Mais un pianiste à suivre dans son émancipation, s’il affirme à l’avenir plus de personnalité et d’imagination.

 

 

N.B:  Au rayon piano, découverte aussi d’une autre diplômée du Berklee College of Music de Boston, avec la varoise Nathalie Ballarini qui, après un premier album solo «Piano Zen» revient en trio cette fois avec «Plein Air», associée aux musiciens antibois Jean-Christophe Gautier (contrebasse loop) et Luca Scalambrino (batterie). Une musique assez inclassable combinant classique(le titre éponyme en intro), versatilité du jazz (le joli thème de Zygote), lyrisme plus pop et rock (Sati Rick). On aime le son de cello souvent joué par l’archet qui fait un beau mariage avec le piano sur Tuvaou et la poésie en spoken-word de Rapamiel. Du groove swinguant de Plume au sens mélodique alerte de 7eme Sens, il ya de la Présence dans ce trio, comme s’intitule le très rythmé titre de clôture.
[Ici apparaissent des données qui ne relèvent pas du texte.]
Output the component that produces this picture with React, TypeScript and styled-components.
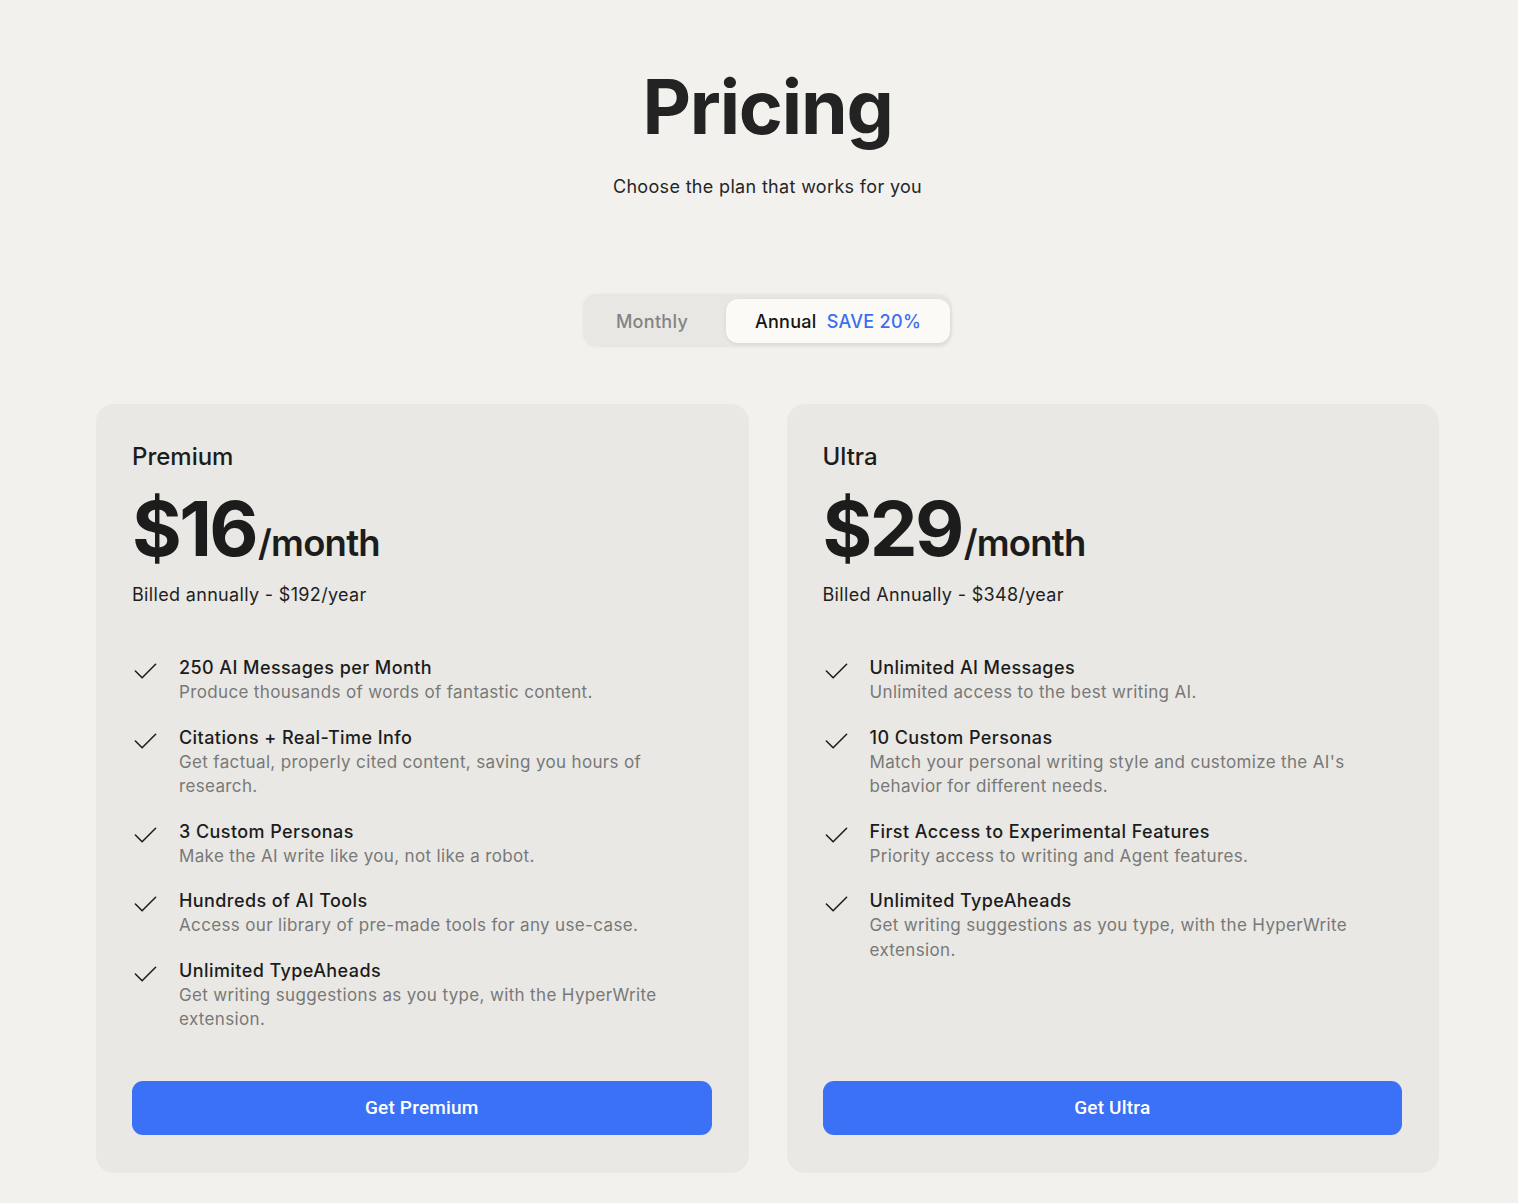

(Nathalie Ballarini Trio – «Plein Air» – Une Hirondelle Fait le Printemps)

 

On a en revanche moins été enthousiasmé par le dernier opus de Baptiste Trotignon, même si le grand pianiste s’est entouré des pointures Matt Penman à la basse et Greg Hutchinson aux drums pour son «Brexit Music».Reprendre une chanson connue est chose fréquente chez les jazzmen, et comme tant d’autres il l’a déjà fait par petites touches, mais là il s’agit pour la première fois d’un album exclusivement fait de covers, sorte de panorama de la pop music anglaise. Du Drive my Car des Beatles à Fake Plastic Trees de Radiohead, treize titres mêlant Police, Pink Floyd, Led Zepp’, Queen, Costello, Bowie, Wyatt…On les connaît certes tous, ont les apprécie certes tous, et pourtant pas d’étincelle particulière ni de révélation fulgurante dans ces versions en trio jazz classique, même si l’énergie et le plaisir du jeu sont d’évidence là. Chacun se fera son opinion en tout cas sur ce répertoire passe-partout.